Tasmania's Transgender Green Candidate takes Catholic Church to Court over offense


The dragging of the nation’s Catholic Bishops before an Anti-Discrimination Commission for distributing a benign pastoral letter on marriage is a deeply disturbing development for free speech and religious freedom in Australia.

It is a day that we at ACL hoped would not come. But we have been warning about it for years as political storm clouds of intolerance towards the message of Jesus in Australia have brewed.

I have provided some context to the legal action below.

But first, could I urge you to read the ACBC’s pastoral letter, Don’t Mess with Marriage, and as an act of solidarity with the timeless truth about marriage, encourage you to share it with all of your friends on social media and even by email?

We must tell our fellow Australians that basic teaching about marriage and family is considered illegal by some in our community and that they are prepared to use the law to shut down other peoples’ views.

The Turnbull Government has promised that all Australians will have their say on marriage at a plebiscite after the 2016 election.

A plebiscite will not be fair if one side can use the big stick of the law to ban discussion on the key reasons for preserving marriage.

The use of the law to persecute same-sex marriage dissenters like florists and wedding cake makers is something that, in the minds of most Australians, happens “only in America”.

Despite opinion polls showing support for same-sex marriage, very few in Australia have seriously believed change will affect anyone else.

The bishops’ booklet was distributed nation-wide but in Tasmania, Archbishop Porteous, sent it home to parents in a sealed envelope with children enrolled in Catholic schools.

At the time public debate was running hot on the issue of same-sex marriage and rightly Porteous wanted to provide guidance to his flock on the church’s teaching.

Other bishops did the same.

It is an inoffensive booklet written in the style of a pastoral letter and is very respectful of same-sex attracted people.

Incensed, the leader of Australia’s gay marriage political movement, Rodney Croome, said the bishops had turned children into “couriers of prejudice”. He urged people to complain to the Tasmania’s Anti-Discrimination Commissioner.

In response, a transgendered male-to-female candidate for the extreme left wing Greens political party, Martine Delany, lodged a complaint.

Commissioner Robin Banks ruled on Friday that not just Porteous, but the entire Australian Catholic Bishops’ Conference, has a case to answer.

They have 21 days to respond and it is highly like the matter will proceed to court.

That the largest church in Australia is under fire for doing what churches do, is such a shock to many Christians and other free speech loving people.

The gay lobby itself has spent years telling Australians that legalising same-sex marriage will not affect anyone else.

Sensing that this untruth may be exposed, media outlets campaigning for same-sex marriage, such as Fairfax’s The Age and Sydney Morning Herald, have been silent about the case.
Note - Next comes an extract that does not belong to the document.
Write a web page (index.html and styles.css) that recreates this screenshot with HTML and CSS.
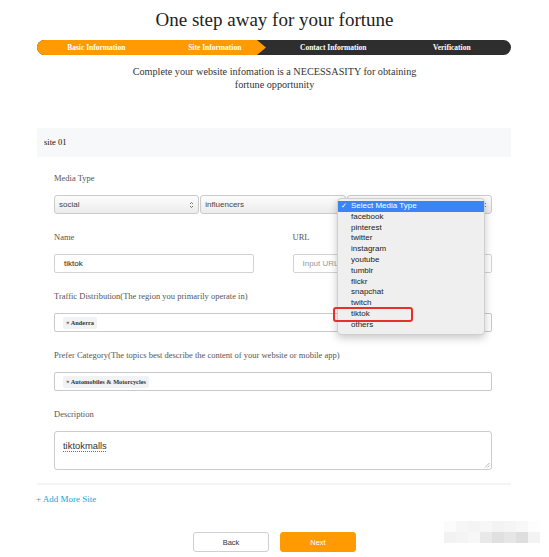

In recent years political activists for the gay lobby have had anti-discrimination laws amended to have sexual identity considered a protected attribute along with the likes of race or gender.

The trigger threshold is low in many of these statutes and in Tasmania, simply causing offense is enough to fall foul of the law.

Delany claims offense because the Bishop’s booklet allegedly implies same-sex attracted people are not “whole” humans and that gay marriage amounted to “messing with kids”.

In examining the context, it is clear Delany is clutching at straws. With regard to “whole” humans the bishops write of man-woman marriage:

“Their physical, spiritual, psychological and sexual differences show they are meant for each other, their union makes them whole, and through their union ‘in one flesh’ they together beget children who are ‘flesh of their flesh’.”

With regard to “messing with children”, the context not reported in the mainstream media is vital.

But sociological research, as well as the long experience of Church and society, attests to the importance for children of having, as far as possible, both a mother and father. ‘Messing with marriage’, therefore, is also ‘messing with kids’. It is gravely unjust to them.

These are of course two of the most important arguments those seeking to preserve marriage wish to make in the public square.

Australia is to have a national people’s vote or plebiscite to finally settle the issue of same-sex marriage and same-sex marriage activists do not want these views heard by voters.

Australia’s new Prime Minister Malcolm Turnbull, who deposed Tony Abbott in a party room coup in September, has vowed to hold the plebiscite after next year’s federal election. This means the timing of the plebiscite is likely to be 2017.

The use of legal persecution to shut down one side of the debate does not auger well for a fair plebiscite campaign.